With the pictures omitted, write out the entries that follow exactly as they stand.
-- START Exercise materials --
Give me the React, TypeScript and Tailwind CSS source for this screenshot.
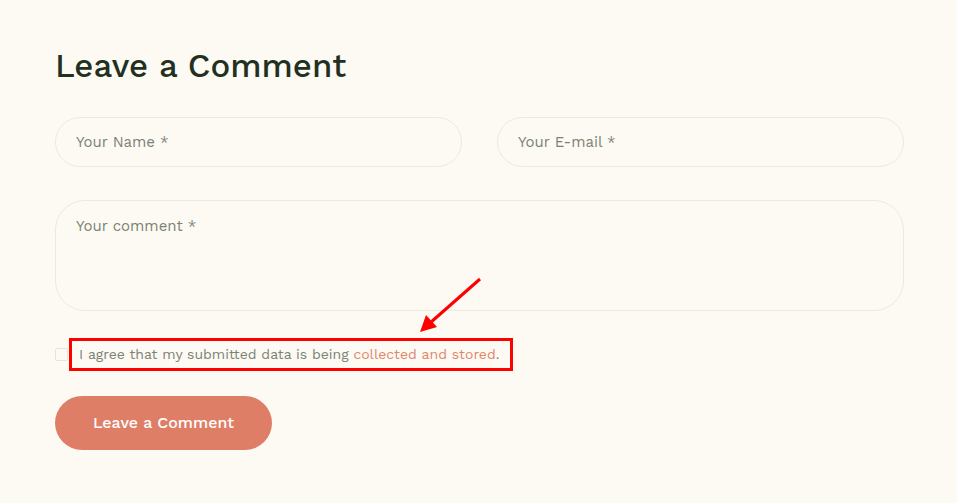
import React from "react";

const font = { fontFamily: '"Work Sans", "Open Sans", "Liberation Sans", sans-serif' };

function Field({ placeholder }: { placeholder: string }) {
  return (
    <input
      placeholder={placeholder}
      className="h-[50px] w-full rounded-full border border-[#ece9df] bg-transparent px-[20px] text-[15px] text-[#7b8276] placeholder:text-[#7b8276] outline-none"
    />
  );
}

export default function App() {
  return (
    <div className="min-h-[503px] w-full bg-[#fdfaf3]" style={font}>
      <div className="w-[904px] pl-[55px] pt-[44px]">
        <h2 className="text-[33px] leading-[44px] font-medium text-[#22301f]">
          Leave a Comment
        </h2>

        <div className="mt-[29px] grid grid-cols-2 gap-x-[35px]">
          <Field placeholder="Your Name *" />
          <Field placeholder="Your E-mail *" />
        </div>

        <textarea
          placeholder="Your comment *"
          className="mt-[33px] block h-[111px] w-full resize-none rounded-[30px] border border-[#ece9df] bg-transparent px-[20px] py-[14px] text-[15px] text-[#7b8276] placeholder:text-[#7b8276] outline-none"
        />

        <div className="relative mt-[27px] flex items-center">
          <span className="h-[13px] w-[13px] rounded-[2px] border border-[#e8e4da] bg-[#fdfaf3]" />
          <div className="ml-px flex h-[33px] items-center border-[3px] border-[#ff0000] pl-[7px] pr-[11px] text-[14px] text-[#7b8276]">
            I agree that my submitted data is being&nbsp;
            <span className="text-[#e0866c]">collected and stored</span>.
          </div>
          <svg
            className="absolute left-[305px] top-[-61px]"
            width="130"
            height="64"
            viewBox="0 0 130 64"
          >
            <line x1="120" y1="2" x2="70" y2="46" stroke="#ff0000" strokeWidth="3" />
            <polygon points="60,55 66,38 77,50" fill="#ff0000" />
          </svg>
        </div>

        <button className="mt-[25px] h-[54px] w-[217px] rounded-full bg-[#df7e66] text-[16px] font-medium text-white">
          Leave a Comment
        </button>
      </div>
    </div>
  );
}
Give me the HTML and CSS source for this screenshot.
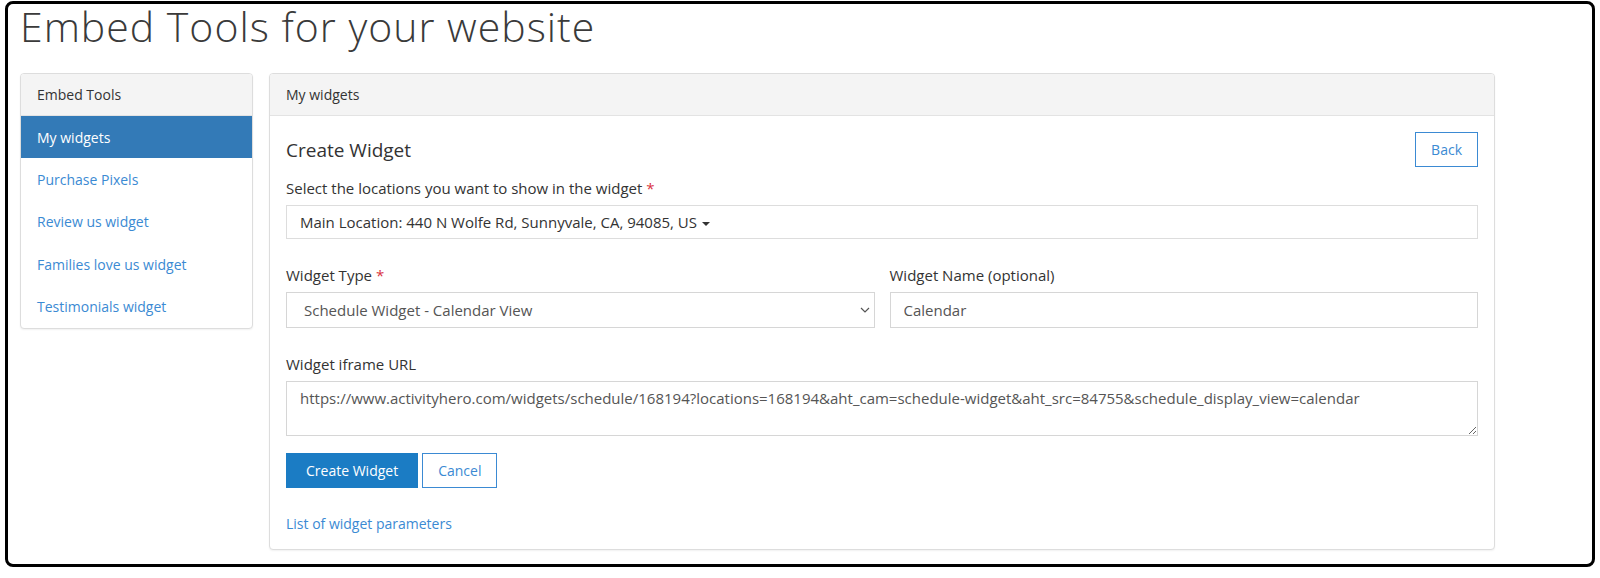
-- END Exercise materials --
→ Task result:
Give me the React, TypeScript and Tailwind CSS source for this screenshot.
import React from "react";

const font = { fontFamily: '"Work Sans", "Open Sans", "Liberation Sans", sans-serif' };

function Field({ placeholder }: { placeholder: string }) {
  return (
    <input
      placeholder={placeholder}
      className="h-[50px] w-full rounded-full border border-[#ece9df] bg-transparent px-[20px] text-[15px] text-[#7b8276] placeholder:text-[#7b8276] outline-none"
    />
  );
}

export default function App() {
  return (
    <div className="min-h-[503px] w-full bg-[#fdfaf3]" style={font}>
      <div className="w-[904px] pl-[55px] pt-[44px]">
        <h2 className="text-[33px] leading-[44px] font-medium text-[#22301f]">
          Leave a Comment
        </h2>

        <div className="mt-[29px] grid grid-cols-2 gap-x-[35px]">
          <Field placeholder="Your Name *" />
          <Field placeholder="Your E-mail *" />
        </div>

        <textarea
          placeholder="Your comment *"
          className="mt-[33px] block h-[111px] w-full resize-none rounded-[30px] border border-[#ece9df] bg-transparent px-[20px] py-[14px] text-[15px] text-[#7b8276] placeholder:text-[#7b8276] outline-none"
        />

        <div className="relative mt-[27px] flex items-center">
          <span className="h-[13px] w-[13px] rounded-[2px] border border-[#e8e4da] bg-[#fdfaf3]" />
          <div className="ml-px flex h-[33px] items-center border-[3px] border-[#ff0000] pl-[7px] pr-[11px] text-[14px] text-[#7b8276]">
            I agree that my submitted data is being&nbsp;
            <span className="text-[#e0866c]">collected and stored</span>.
          </div>
          <svg
            className="absolute left-[305px] top-[-61px]"
            width="130"
            height="64"
            viewBox="0 0 130 64"
          >
            <line x1="120" y1="2" x2="70" y2="46" stroke="#ff0000" strokeWidth="3" />
            <polygon points="60,55 66,38 77,50" fill="#ff0000" />
          </svg>
        </div>

        <button className="mt-[25px] h-[54px] w-[217px] rounded-full bg-[#df7e66] text-[16px] font-medium text-white">
          Leave a Comment
        </button>
      </div>
    </div>
  );
}
Give me the HTML and CSS source for this screenshot.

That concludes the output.